Global data on visual impairment published



The results of a systematic review of all published, and several unpublished, sources of global data on vision impairment and blindness, from 1980 to January 2012, were published in a special issue of The Lancet journal this week.The study found that visual impairment accounts for 2.7% of the overall global years lived with disability (YLD).
 
The largest global cause of YLDs from vision impairment is ‘other vision loss’ which makes up 29.5% of the total, primarily from trauma, plus occupational and idiopathic conditions.

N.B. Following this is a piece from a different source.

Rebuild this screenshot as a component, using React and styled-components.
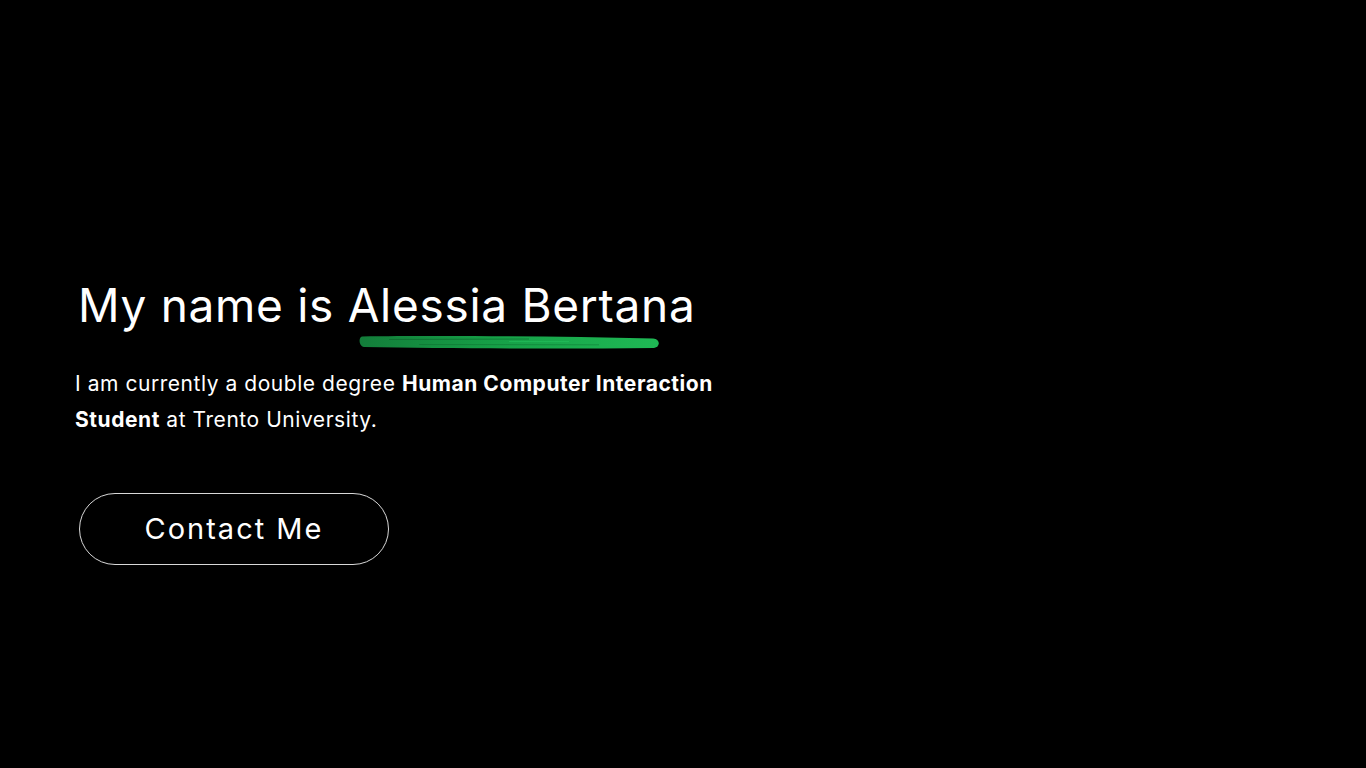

Second was uncorrected refractive error, which accounts for 26.5% of vision impairment, while cataracts are the third largest contributor at 22.4%. Glaucoma and macular degeneration together explain 10.7%.
 
Professor Rupert Bourne (pictured) of Anglia Ruskin University’s Vision and Eye Research Unit led the research group, which involved collaboration between 79 ophthalmologists and optometrists.
 
“The overall increase in the number of people suffering from blindness and vision loss is due to the huge population explosion that has occurred during the last couple of decades,” he said. “However, the Global Burden of Disease findings actually show that this increase is not as large as one would expect given the increasing life expectancy in the world’s population over this time.
 
“The age-standardised prevalence, which takes into account the changes in life expectancy, of blindness and visual impairment, decreased globally between 1990-2010. This points to the successful intervention in treating cataracts and other forms of blindness and infectious diseases such as trachoma.”
 
The findings form part of the Global Burden of Disease Study 2010 – the largest systematic effort to describe the global distribution and causes of a wide array of major diseases, injuries and health risk factors.